The Galois module structure of holomorphic poly-differentials and Riemann-Roch spaces

TL;DR

This paper characterizes the Galois module structure of holomorphic poly-differentials and Riemann-Roch spaces on algebraic curves over fields of positive characteristic, linking it to ramification data and divisors, with applications to deformation theory and modular forms.

Contribution

It extends the understanding of Galois module structures of holomorphic differentials to higher tensor powers, incorporating ramification data, and applies this to deformation spaces and modular forms in characteristic p.

Findings

Unique determination of module decomposition by divisor class and ramification data

Extension of known results from canonical divisors to higher tensor powers

Application to modular forms and deformation theory

Abstract

Suppose $X$ is a smooth projective geometrically irreducible curve over a perfect field $k$ of positive characteristic $p$. Let $G$ be a finite group acting faithfully on $X$ over $k$ such that $G$ has non-trivial, cyclic Sylow $p$-subgroups. If $E$ is a $G$-invariant Weil divisor on $X$ with $\mathrm{deg}(E)> 2g(X)-2$, we prove that the decomposition of $\mathrm{H}^0(X,\mathcal{O}_X(E))$ into a direct sum of indecomposable $kG$-modules is uniquely determined by the class of $E$ modulo $G$-invariant principal divisors, together with the ramification data of the cover $X\to X/G$. The latter is given by the lower ramification groups and the fundamental characters of the closed points of $X$ that are ramified in the cover. As a consequence, we obtain that if $m>1$ and $g(X)\ge 2$, then the $kG$-module structure of $\mathrm{H}^0(X,\Omega_X^{\otimes m})$ is uniquely determined by the class of a canonical divisor on $X/G$ modulo principal divisors, together with the ramification data of $X\to X/G$. This extends to arbitrary $m > 1$ the $m = 1$ case treated by the first author with T. Chinburg and A. Kontogeorgis.
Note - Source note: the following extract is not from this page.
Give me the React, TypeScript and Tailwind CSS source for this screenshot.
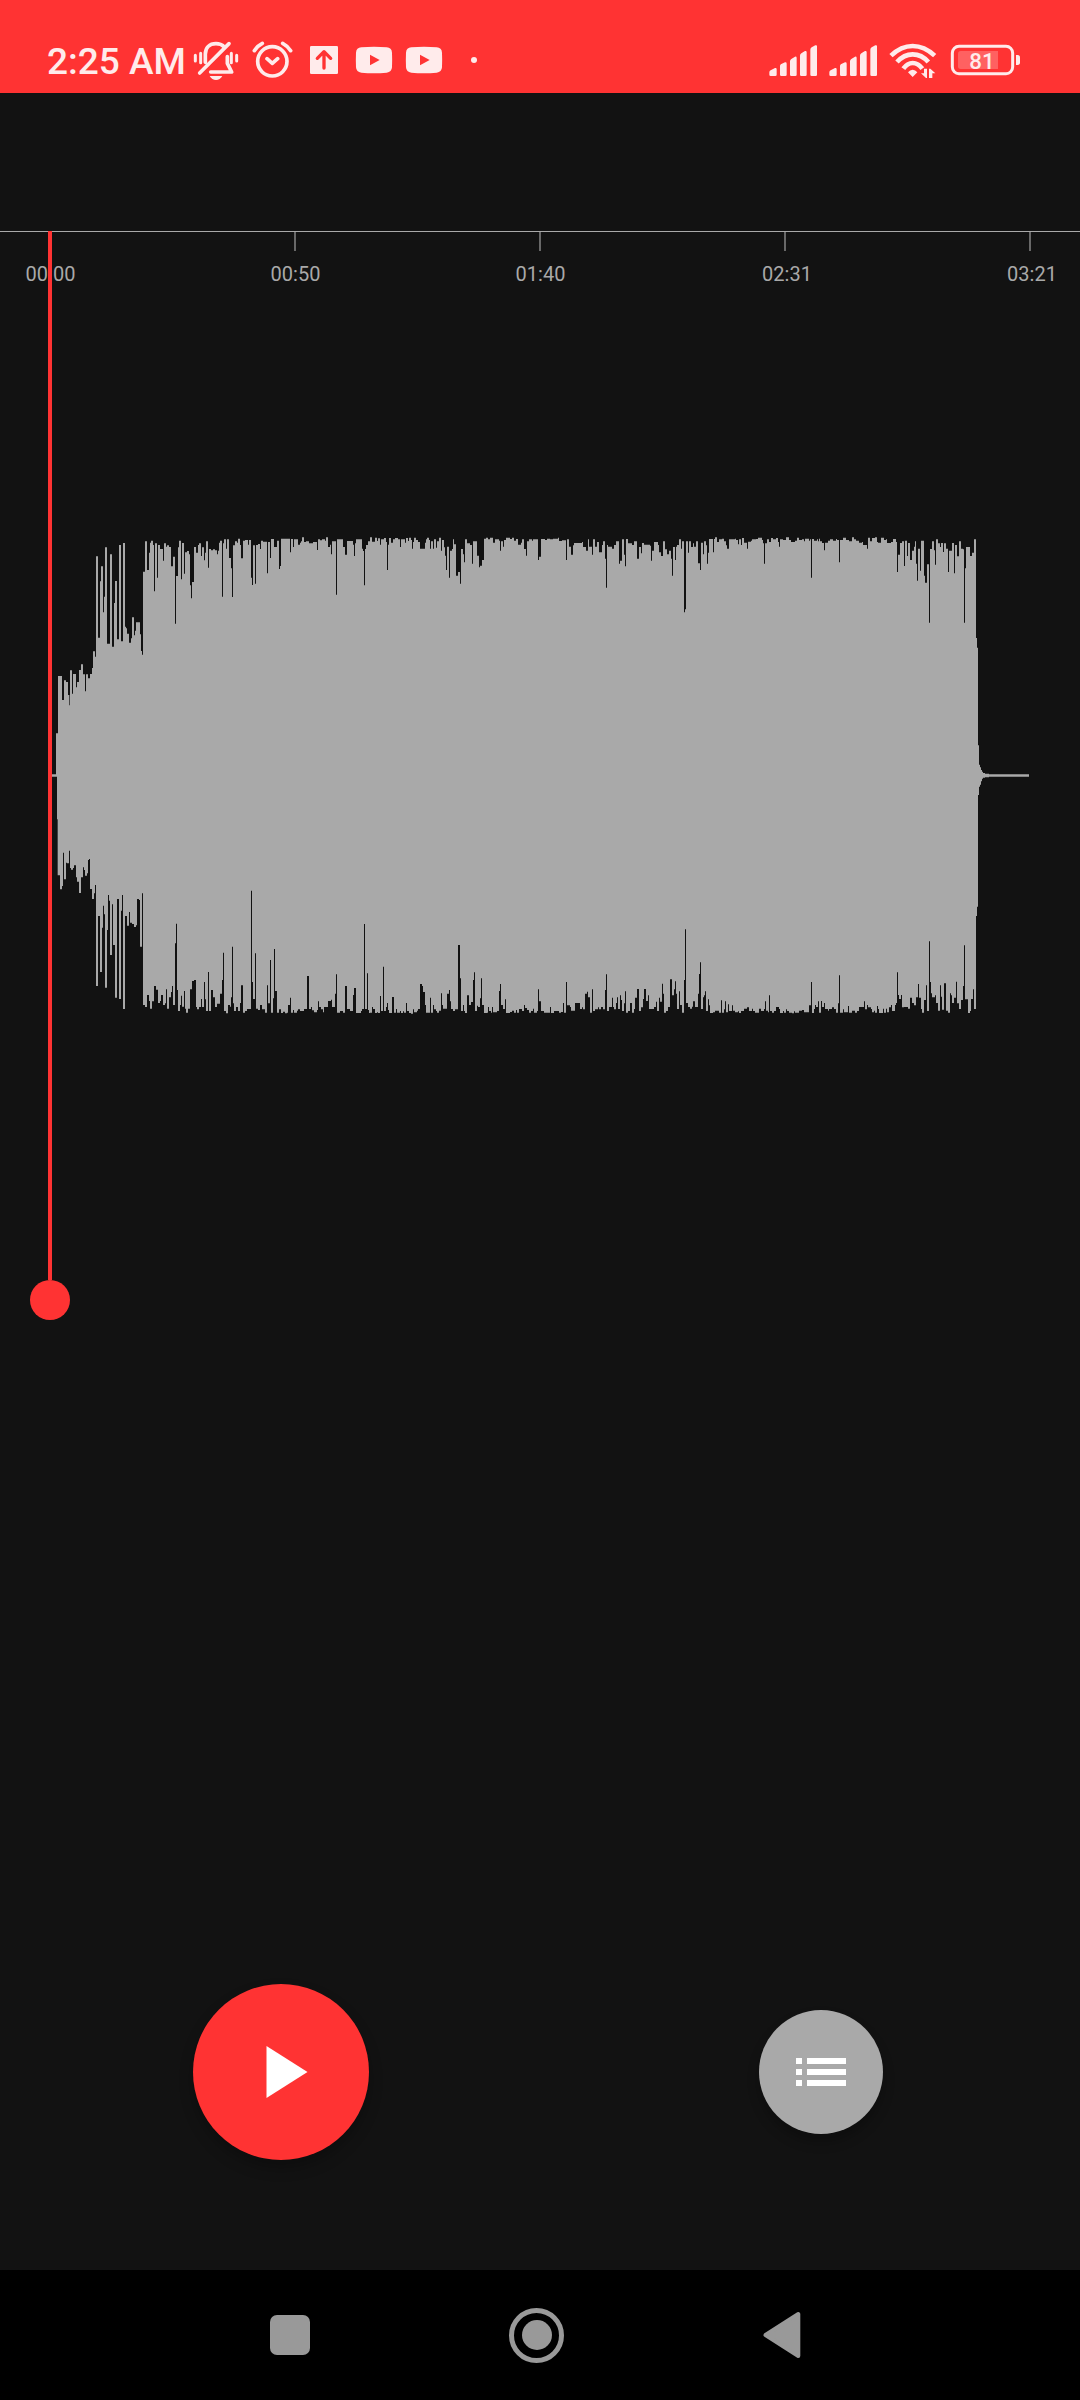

We discuss applications to the tangent space of the global deformation functor associated to $(X,G)$ and to congruences between prime level cusp forms in characteristic $0$. In particular, we complete the description of the precise $k\mathrm{PSL}(2,\mathbb{F}_\ell)$-module structure of all prime level $\ell$ cusp forms of even weight in characteristic $p=3$.